- Given data:
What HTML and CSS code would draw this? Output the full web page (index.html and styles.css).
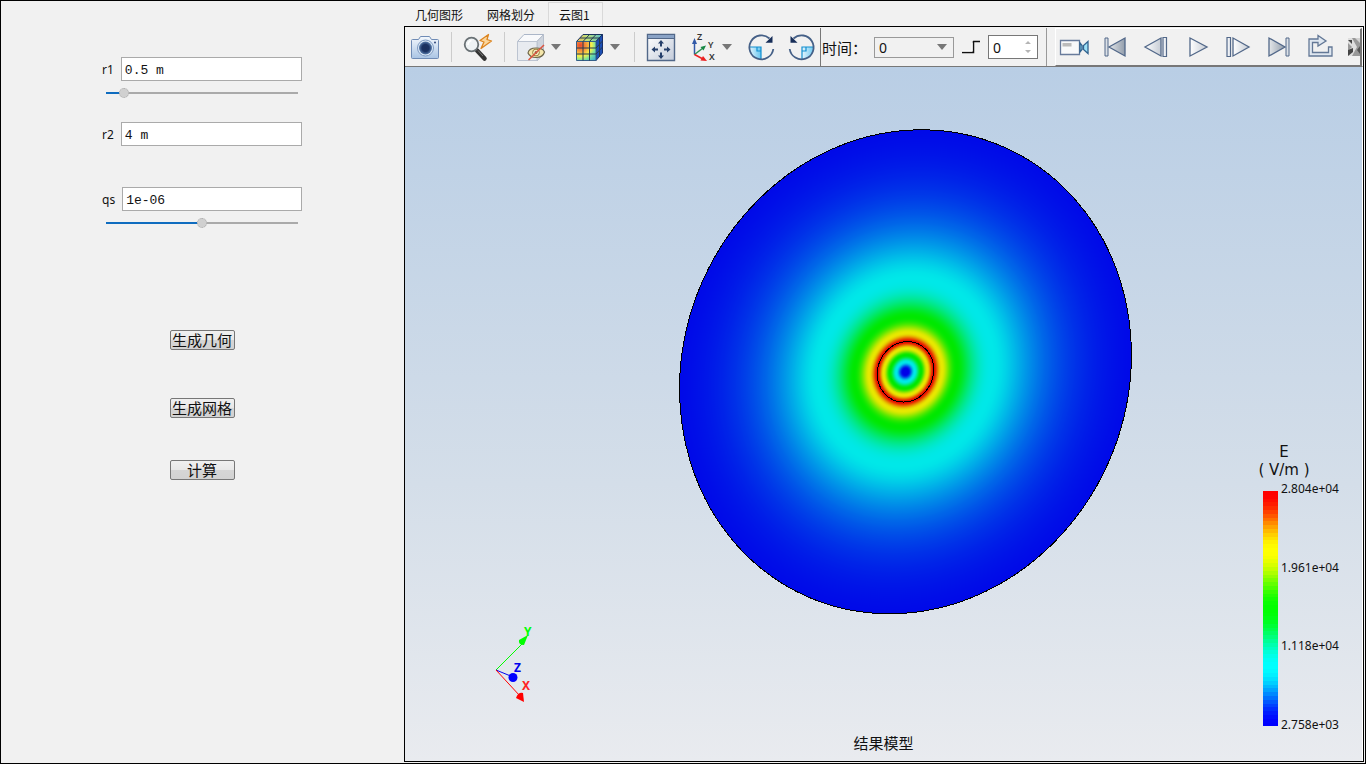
FILE: index.html
```html
<!DOCTYPE html>
<html lang="zh-CN">
<head>
<meta charset="utf-8">
<meta name="viewport" content="width=device-width, initial-scale=1">
<title>结果模型</title>
<link rel="stylesheet" href="styles.css">
</head>
<body>
<div class="app">
  <form class="params" onsubmit="return false">
    <div class="field">
      <div class="field-row">
        <label for="r1">r1</label>
        <input class="text-input" id="r1" type="text" value="0.5 m">
      </div>
      <input class="slider" type="range" aria-label="r1" min="0" max="100" value="7" style="--fill: 9%">
    </div>
    <div class="field field-r2">
      <div class="field-row">
        <label for="r2">r2</label>
        <input class="text-input" id="r2" type="text" value="4 m">
      </div>
    </div>
    <div class="field field-qs">
      <div class="field-row">
        <label for="qs">qs</label>
        <input class="text-input" id="qs" type="text" value="1e-06">
      </div>
      <input class="slider" type="range" aria-label="qs" min="0" max="100" value="50" style="--fill: 50%">
    </div>
    <div class="actions">
      <button class="action" type="button">生成几何</button>
      <button class="action action-mesh" type="button">生成网格</button>
      <button class="action action-solve" type="button">计算</button>
    </div>
  </form>

  <main class="results">
    <nav class="tabs" role="tablist">
      <button class="tab" type="button" role="tab">几何图形</button>
      <button class="tab" type="button" role="tab">网格划分</button>
      <button class="tab tab-active" type="button" role="tab" aria-selected="true">云图1</button>
    </nav>
    <section class="pane">
      <div class="toolbars">
        <div class="toolbar toolbar-view">
          <button class="tool" type="button" aria-label="截图">
            <svg viewBox="0 0 32 32" width="32" height="32">
              <defs>
                <linearGradient id="camBody" x1="0" y1="0" x2="0" y2="1"><stop offset="0" stop-color="#f4f8fd"/><stop offset="1" stop-color="#a9c4e4"/></linearGradient>
                <radialGradient id="camLens"><stop offset="0" stop-color="#1b2f5c"/><stop offset=".55" stop-color="#1b3262"/><stop offset="1" stop-color="#5b7fae"/></radialGradient>
              </defs>
              <path d="M3.500 8.500H9.500L11.500 5.500H20.500L22.500 8.500H28.500Q29.500 8.500 29.500 9.500V26.500Q29.500 27.500 28.500 27.500H3.500Q2.500 27.500 2.500 26.500V9.500Q2.500 8.500 3.500 8.500Z" fill="url(#camBody)" stroke="#6f8bb5"/>
              <circle cx="16.500" cy="17" r="8" fill="#dce8f5" stroke="#7d9ac2"/>
              <circle cx="16.500" cy="17" r="6.500" fill="url(#camLens)"/>
              <circle cx="26" cy="11.500" r="1" fill="#31487a"/>
            </svg>
          </button>
          <span class="sep"></span>
          <button class="tool" type="button" aria-label="快速缩放">
            <svg viewBox="0 0 32 32" width="32" height="32">
              <path d="M15 19.500L22.500 27.500" stroke="#333" stroke-width="4.500" stroke-linecap="round"/>
              <path d="M16 19.500L21 25" stroke="#777" stroke-width="1"/>
              <circle cx="9.500" cy="13.500" r="6.800" fill="#eef2f4" stroke="#697175" stroke-width="1.800"/>
              <path d="M6 14Q6 10.500 9.500 9.500" fill="none" stroke="#fff" stroke-width="1.500"/>
              <path d="M26.500 3.500L18 9.500L22 11L19 17.500L29.500 10L25 8.500Z" fill="#fbd69b" stroke="#dc8520" stroke-width="1.300" stroke-linejoin="round"/>
            </svg>
          </button>
          <span class="sep"></span>
          <div class="split">
            <button class="tool" type="button" aria-label="透明显示">
              <svg viewBox="0 0 32 32" width="32" height="32">
                <path d="M2.500 10.500L9 3.500H28.500L22 10.500Z" fill="#f8f9fb" stroke="#abb6c8"/>
                <path d="M22 10.500L28.500 3.500V23L22 30Z" fill="#ced4dd" stroke="#b5bdca"/>
                <path d="M2.500 10.500H22V29.500H2.500Z" fill="#e8ebf0" stroke="#bcc4d1"/>
                <path d="M13 22Q14 17 21 17Q28 17 29.500 21Q28 26.500 21 26.500Q15 26.500 13 22Z" fill="#f4e6aa" stroke="#6d6549" stroke-width="1.200"/>
                <circle cx="21" cy="21.500" r="3.400" fill="#f8edc1" stroke="#967c37"/>
                <circle cx="21" cy="21.500" r="1.300" fill="#51462d"/>
                <path d="M13.500 29L29 14" stroke="#dd5440" stroke-width="1.500"/>
              </svg>
            </button>
            <button class="drop" type="button" aria-label="透明选项"><svg viewBox="0 0 10 6" width="10" height="6"><path d="M0 0H10L5 6Z" fill="#777"/></svg></button>
          </div>
          <div class="split">
            <button class="tool" type="button" aria-label="云图样式">
              <svg viewBox="0 0 32 32" width="32" height="32">
                <defs>
                  <radialGradient id="cubeFront" cx=".2" cy=".2" r="1.150"><stop offset="0" stop-color="#e9462c"/><stop offset=".3" stop-color="#f8a23d"/><stop offset=".5" stop-color="#f2f24b"/><stop offset=".7" stop-color="#6fe0a2"/><stop offset="1" stop-color="#2b9be6"/></radialGradient>
                  <linearGradient id="cubeTop"><stop offset="0" stop-color="#e8b35b"/><stop offset=".4" stop-color="#bfe378"/><stop offset="1" stop-color="#56bbc7"/></linearGradient>
                </defs>
                <path d="M2.500 10.500L9 3.500H28.500L22 10.500Z" fill="url(#cubeTop)" stroke="#18335d"/>
                <path d="M22 10.500L28.500 3.500V22L22 29.500Z" fill="#1c4fb5" stroke="#172f69"/>
                <path d="M2.500 10.500H22V29.500H2.500Z" fill="url(#cubeFront)" stroke="#356089"/>
                <path d="M9 29.500V10.500L15.500 3.500M15.500 29.500V10.500L22 3.500M2.500 17H22L28.500 10M2.500 23H22L28.500 16M6 7H25.500V26" fill="none" stroke="#263b50"/>
              </svg>
            </button>
            <button class="drop" type="button" aria-label="云图选项"><svg viewBox="0 0 10 6" width="10" height="6"><path d="M0 0H10L5 6Z" fill="#777"/></svg></button>
          </div>
          <span class="sep"></span>
          <button class="tool" type="button" aria-label="适合窗口">
            <svg viewBox="0 0 32 32" width="32" height="32">
              <defs><linearGradient id="fitBg" x1="0" y1="0" x2="1" y2="1"><stop offset="0" stop-color="#fff"/><stop offset="1" stop-color="#c3cbda"/></linearGradient></defs>
              <path d="M2.500 3.500H29.500V29.500H2.500Z" fill="url(#fitBg)" stroke="#526889" stroke-width="1.400"/>
              <path d="M3 4H29V7H3Z" fill="#8aa3c6"/><path d="M3 7.500H29" stroke="#526889"/>
              <path d="M16 9L19 12.500H17V15.500H15V12.500H13ZM16 28L13 24.500H15V21.500H17V24.500H19ZM6.500 18.500L10 15.500V17.500H13V19.500H10V21.500ZM25.500 18.500L22 21.500V19.500H19V17.500H22V15.500Z" fill="#263f6b"/>
            </svg>
          </button>
          <div class="split">
            <button class="tool" type="button" aria-label="视图方向">
              <svg class="axis-icon" viewBox="0 0 32 32" width="32" height="32">
                <path d="M8.500 23.500V11" stroke="#3159a8" stroke-width="1.500"/><path d="M8.500 7L11 13H6Z" fill="#3159a8"/>
                <path d="M8.500 23.500L17 17" stroke="#2a9353" stroke-width="1.500"/><path d="M20 14.500L17.500 19.500L14.500 16Z" fill="#178743"/>
                <path d="M8.500 23.500L16 27.500" stroke="#ec2121" stroke-width="1.500"/><path d="M21 30L14.500 29.500L17 25Z" fill="#ec2121"/>
                <text x="11" y="9">Z</text><text x="22" y="17">Y</text><text x="23" y="29">X</text>
              </svg>
            </button>
            <button class="drop" type="button" aria-label="视图选项"><svg viewBox="0 0 10 6" width="10" height="6"><path d="M0 0H10L5 6Z" fill="#777"/></svg></button>
          </div>
          <button class="tool" type="button" aria-label="顺时针旋转">
            <svg viewBox="0 0 32 32" width="32" height="32">
              <defs><linearGradient id="turn"><stop offset="0" stop-color="#e6f6fd"/><stop offset="1" stop-color="#68c6f0"/></linearGradient></defs>
              <path d="M4 16H16V28.500Q4.500 27 4 16Z" fill="url(#turn)"/>
              <path d="M4 16H16V28M12 16V20H16" fill="none" stroke="#128fd0" stroke-width="1.200"/>
              <path d="M24.500 7.500A12 12 0 1 0 28.300 18" fill="none" stroke="#456087" stroke-width="1.800"/>
              <path d="M27.500 5V11.800H20.500Z" fill="#172e59"/>
            </svg>
          </button>
          <button class="tool" type="button" aria-label="逆时针旋转">
            <svg viewBox="0 0 32 32" width="32" height="32">
              <path d="M28 16H16V28.500Q27.500 27 28 16Z" fill="url(#turn)"/>
              <path d="M28 16H16V28M20 16V20H16" fill="none" stroke="#128fd0" stroke-width="1.200"/>
              <path d="M7.500 7.500A12 12 0 1 1 3.700 18" fill="none" stroke="#456087" stroke-width="1.800"/>
              <path d="M4.500 5V11.800H11.500Z" fill="#172e59"/>
            </svg>
          </button>
        </div>

        <div class="toolbar toolbar-time">
          <label class="time-label" for="time">时间：</label>
          <div class="combo">
            <select id="time"><option>0</option></select>
            <svg class="combo-arrow" viewBox="0 0 10 6" width="10" height="6"><path d="M0 0H10L5 6Z" fill="#777"/></svg>
          </div>
          <label class="step-label" for="step" aria-label="步">
            <svg viewBox="0 0 20 16" width="20" height="16"><path d="M1 13.500H12.500V2" fill="none" stroke="#111" stroke-width="1.500"/><path d="M12 2.500H19" stroke="#111" stroke-width="1.500"/><path d="M1 12H11V4" fill="none" stroke="#fff"/></svg>
          </label>
          <div class="spin">
            <input id="step" type="number" value="0">
            <svg class="spin-arrows" viewBox="0 0 6 14" width="6" height="14"><path d="M0 4H6L3 1ZM0 10H6L3 13Z" fill="#b4b4b4"/></svg>
          </div>
        </div>

        <div class="toolbar toolbar-play">
          <button class="tool" type="button" aria-label="录制">
            <svg viewBox="0 0 32 32" width="32" height="32">
              <defs><linearGradient id="playGrad"><stop offset="0" stop-color="#fff"/><stop offset="1" stop-color="#c6ccd5"/></linearGradient>
              <linearGradient id="endGrad"><stop offset="0" stop-color="#e4e7ea"/><stop offset="1" stop-color="#929dab"/></linearGradient></defs>
              <path d="M2.500 9.500H21.500V23.500H2.500Z" fill="#f8f9fa" stroke="#687b9b" stroke-width="1.300"/>
              <path d="M4.500 12H13.500V15.500H4.500Z" fill="#bbb"/>
              <path d="M22 12L24 14.500V18.500L22 21ZM30 10.500L25.500 14.500V18.500L30 22.500Z" fill="#9ce0f6" stroke="#32638f" stroke-width="1.300"/>
            </svg>
          </button>
          <button class="tool" type="button" aria-label="第一帧">
            <svg viewBox="0 0 32 32" width="32" height="32"><path d="M6 7H9V25H6Z" fill="#dce1e7" stroke="#526889"/><path d="M26 7V25L10 16Z" fill="url(#endGrad)" stroke="#526889" stroke-width="1.300"/></svg>
          </button>
          <button class="tool" type="button" aria-label="上一帧">
            <svg viewBox="0 0 32 32" width="32" height="32"><path d="M21 7V25L5 16Z" fill="url(#playGrad)" stroke="#526889" stroke-width="1.300"/><path d="M23 6.500H26.500V25.500H23Z" fill="#eef1f5" stroke="#526889" stroke-width="1.200"/></svg>
          </button>
          <button class="tool" type="button" aria-label="播放">
            <svg viewBox="0 0 32 32" width="32" height="32"><path d="M9 7V25L26 16Z" fill="url(#playGrad)" stroke="#526889" stroke-width="1.300"/></svg>
          </button>
          <button class="tool" type="button" aria-label="下一帧">
            <svg viewBox="0 0 32 32" width="32" height="32"><path d="M5 6.500H8.500V25.500H5Z" fill="#eef1f5" stroke="#526889" stroke-width="1.200"/><path d="M11 7V25L27 16Z" fill="url(#playGrad)" stroke="#526889" stroke-width="1.300"/></svg>
          </button>
          <button class="tool" type="button" aria-label="最后一帧">
            <svg viewBox="0 0 32 32" width="32" height="32"><path d="M6 7V25L22 16Z" fill="url(#endGrad)" stroke="#526889" stroke-width="1.300"/><path d="M23 7H26V25H23Z" fill="#dce1e7" stroke="#526889"/></svg>
          </button>
          <button class="tool" type="button" aria-label="循环播放">
            <svg viewBox="0 0 32 32" width="32" height="32"><path d="M5 25V8H14V4.500L22 10L14 15V11.500H8.500V21.500H24.500V16H28V25Z" fill="#dfe7f0" stroke="#637896" stroke-width="1.300"/></svg>
          </button>
          <button class="more" type="button" aria-label="更多">
            <svg viewBox="0 0 12 18" width="12" height="18"><path d="M0 0H12V18H0Z" fill="#999"/><path d="M0 0H4L9 9L4 18H0V13L4 9L0 5Z" fill="#dedede"/><path d="M0 2L4 6V2ZM0 12L5 10V14L0 18Z" fill="#444"/><path d="M7 0H12V5Z" fill="#d2d2d2"/><path d="M9 12L12 8V16Z" fill="#555"/></svg>
          </button>
        </div>
      </div>

      <div class="stage">
        <svg class="plot" viewBox="0 0 957 694" preserveAspectRatio="xMidYMid meet" role="img" aria-label="电场云图">
          <defs><radialGradient id="field" gradientUnits="userSpaceOnUse" cx="0" cy="0" r="1000"></radialGradient></defs>
          <g transform="matrix(.2254 0 -.016 .242 500.500 304.800)" stroke="#000" shape-rendering="crispEdges">
            <circle r="1000" fill="url(#field)" vector-effect="non-scaling-stroke"/>
            <circle r="125" fill="none" vector-effect="non-scaling-stroke"/>
          </g>
        </svg>
        <svg class="triad" viewBox="0 0 50 84" width="50" height="84">
          <path d="M7 47L34 20" stroke="#0f0"/><path d="M39 12L30 17Q29 22 35 22Z" fill="#0f0"/>
          <path d="M7 47L24 54" stroke="#00e"/><circle cx="24" cy="54.500" r="4.500" fill="#00f"/>
          <path d="M7 47L31 73" stroke="#f00"/><path d="M35 79L34 70Q29 69 27 75Z" fill="#f00"/>
          <text x="35" y="13" fill="#0f0">Y</text><text x="25" y="49" fill="#00e">Z</text><text x="33" y="67" fill="#f22">X</text>
        </svg>
        <div class="caption">结果模型</div>
        <div class="legend">
          <div class="legend-title"><span>E</span><span>( V/m )</span></div>
          <div class="legend-body">
            <div class="bar" id="bar"></div>
            <div class="ticks"><span>2.804e+04</span><span>1.961e+04</span><span>1.118e+04</span><span>2.758e+03</span></div>
          </div>
        </div>
      </div>
    </section>
  </main>
</div>
<script src="field.js"></script>
</body>
</html>
```

FILE: styles.css
```css
* {
  box-sizing: border-box;
}

body {
  margin: 0;
  background: #f1f1f1;
  color: #111;
  font-family: "Noto Sans", "Noto Sans CJK SC", sans-serif;
  font-size: 12px;
}

button,
input,
select {
  margin: 0;
  padding: 0;
  font: inherit;
  color: inherit;
}

svg {
  display: block;
}

.app {
  display: flex;
  min-height: 100vh;
  border: 1px solid #000;
}

/* Parameter panel */

.params {
  flex: none;
  width: 403px;
  padding: 56px 102px 0 101px;
}

.field-row {
  display: flex;
  align-items: center;
  gap: 7px;
}

.text-input {
  flex: 1;
  min-width: 0;
  height: 24px;
  padding: 2px 3px 0;
  border: 1px solid #aaa;
  background: #fff;
  font-family: "Liberation Mono", monospace;
  font-size: 13px;
}

.slider {
  display: block;
  width: 192px;
  height: 14px;
  margin: 5px 4px 0;
  appearance: none;
  background: linear-gradient(to right, #0f6cbf var(--fill), #aaa var(--fill)) center / 100% 2px no-repeat;
}

.slider::-webkit-slider-thumb {
  appearance: none;
  width: 10px;
  height: 10px;
  border: 1px dotted #aaa;
  border-radius: 50%;
  background: #d0d0d0;
}

.field-r2 {
  margin-top: 22px;
}

.field-qs {
  margin-top: 41px;
}

.actions {
  display: flex;
  flex-direction: column;
  align-items: center;
  margin-top: 100px;
}

.action {
  width: 65px;
  height: 20px;
  border: 1px solid #777;
  border-radius: 2px;
  background: linear-gradient(#f0f0f0, #e8e8e8 48%, #d6d6d6 50%, #d2d2d2);
  font-family: "Noto Sans CJK SC", sans-serif;
  font-size: 15px;
  line-height: 18px;
  white-space: nowrap;
}

.action-mesh {
  margin-top: 48px;
}

.action-solve {
  margin-top: 42px;
}

/* Result area */

.results {
  display: flex;
  flex: 1;
  flex-direction: column;
  min-width: 0;
  padding: 0 1px 1px 0;
}

.tabs {
  display: flex;
  height: 25px;
  padding-top: 1px;
}

.tab {
  padding: 0 12px 0 10px;
  border: 1px solid transparent;
  border-bottom: 0;
  background: none;
  font-family: "Noto Sans CJK SC", sans-serif;
  line-height: 22px;
}

.tab-active {
  border-color: #d9d9d9;
  background: #f3f3f3;
}

.pane {
  display: flex;
  flex: 1;
  flex-direction: column;
  border: 1px solid #000;
}

.toolbars {
  display: flex;
  height: 40px;
  padding: 1px 0 0;
  border-bottom: 1px solid #777;
  border-right: 1px solid #fff;
}

.toolbar {
  display: flex;
  align-items: center;
}

.toolbar-view {
  gap: 9px;
  padding: 0 2px 0 4px;
  border-right: 1px solid #777;
}

.tool,
.drop,
.more {
  display: flex;
  align-items: center;
  justify-content: center;
  flex: none;
  border: 0;
  background: none;
}

.tool {
  width: 32px;
  height: 32px;
}

.drop {
  width: 18px;
  height: 32px;
}

.split {
  display: flex;
}

.sep {
  width: 1px;
  height: 30px;
  margin: 0 1px;
  background: #ccc;
}

.axis-icon {
  font-size: 9px;
  font-weight: 600;
  fill: #333;
}

.toolbar-time {
  width: 226px;
  padding-right: 8px;
  border-right: 1px solid #999;
  font-size: 14px;
}

.time-label {
  flex: 1;
  padding-left: 1px;
  font-family: "Noto Sans CJK SC", sans-serif;
  font-size: 15px;
  white-space: nowrap;
}

.combo,
.spin {
  display: grid;
  align-items: center;
}

.combo > *,
.spin > * {
  grid-area: 1 / 1;
}

.combo select {
  width: 80px;
  height: 21px;
  padding-left: 4px;
  appearance: none;
  border: 1px solid #999;
  border-radius: 0;
  background: #f1f1f1;
}

.combo-arrow {
  justify-self: end;
  margin-right: 7px;
  pointer-events: none;
}

.step-label {
  margin: 0 7px;
}

.spin input {
  width: 50px;
  height: 24px;
  padding-left: 4px;
  appearance: textfield;
  border: 1px solid #777;
  background: #fff;
}

.spin input::-webkit-inner-spin-button {
  appearance: none;
}

.spin-arrows {
  justify-self: end;
  margin-right: 7px;
  pointer-events: none;
}

.toolbar-play {
  flex: 1;
  gap: 9px;
  min-width: 0;
  margin: 0 0 0 8px;
  padding-left: 2px;
  overflow: hidden;
  border: 1px solid #fff;
  border-right: 2px solid #777;
  border-bottom-color: #777;
}

.more {
  width: 12px;
  margin-left: auto;
}

/* Contour plot */

.stage {
  position: relative;
  display: flex;
  flex: 1;
  border-right: 1px solid #fff;
  background: linear-gradient(#b9cee5, #d4dee9 60%, #e9ebef);
}

.plot {
  flex: 1;
  min-width: 0;
}

.triad {
  position: absolute;
  bottom: 54px;
  left: 84px;
  font-size: 12px;
  font-weight: 700;
}

.caption {
  position: absolute;
  right: 0;
  bottom: 7px;
  left: 0;
  font-family: "Noto Sans CJK SC", sans-serif;
  font-size: 15px;
  line-height: 22px;
  text-align: center;
}

.legend {
  position: absolute;
  right: 23px;
  bottom: 28px;
}

.legend-title {
  display: flex;
  flex-direction: column;
  align-items: center;
  width: 42px;
  font-family: "DejaVu Sans", sans-serif;
  font-size: 15px;
  line-height: 18px;
  white-space: nowrap;
}

.legend-body {
  display: flex;
  gap: 3px;
  height: 252px;
  margin-top: 2px;
}

.bar {
  display: flex;
  flex-direction: column;
  width: 15px;
  margin: 10px 0 7px;
}

.bar > i {
  flex: 1;
}

.ticks {
  display: flex;
  flex-direction: column;
  justify-content: space-between;
  line-height: 16px;
}
```

FILE: field.js
```js
const E_MIN = 2758;
const E_MAX = 28040;
const INNER = 0.125;
const SCALE = [[0, 0, 1], [0, 1, 1], [0, 1, 0], [1, 1, 0], [1, 0, 0]];

// Colour of a normalised value, eased between the five key colours.
function colour(t, peak) {
  const s = Math.min(Math.max(t, 0), 1) * 4;
  const i = Math.min(Math.floor(s), 3);
  const f = s - i;
  const k = f * f * (3 - 2 * f);
  const rgb = SCALE[i].map((c, n) => Math.round((c + (SCALE[i + 1][n] - c) * k) * peak));
  return `rgb(${rgb.join(",")})`;
}

// Linear inside the charged cylinder, inverse of the radius outside it.
function strength(r) {
  return r < INNER ? E_MAX * r / INNER : E_MAX * INNER / r;
}

const gradient = document.getElementById("field");
for (let n = 0; n <= 250; n++) {
  const r = n / 250;
  const stop = document.createElementNS("http://www.w3.org/2000/svg", "stop");
  stop.setAttribute("offset", r);
  stop.setAttribute("stop-color", colour((strength(r) - E_MIN) / (E_MAX - E_MIN), 232));
  gradient.append(stop);
}

const bar = document.getElementById("bar");
const BANDS = 62;
for (let n = 0; n < BANDS; n++) {
  const band = document.createElement("i");
  band.style.background = colour(1 - n / (BANDS - 1), 255);
  bar.append(band);
}
```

- Work to be completed:
List every line above containing the word "styles".

- The output:
What HTML and CSS code would draw this? Output the full web page (index.html and styles.css).
<link rel="stylesheet" href="styles.css">
FILE: styles.css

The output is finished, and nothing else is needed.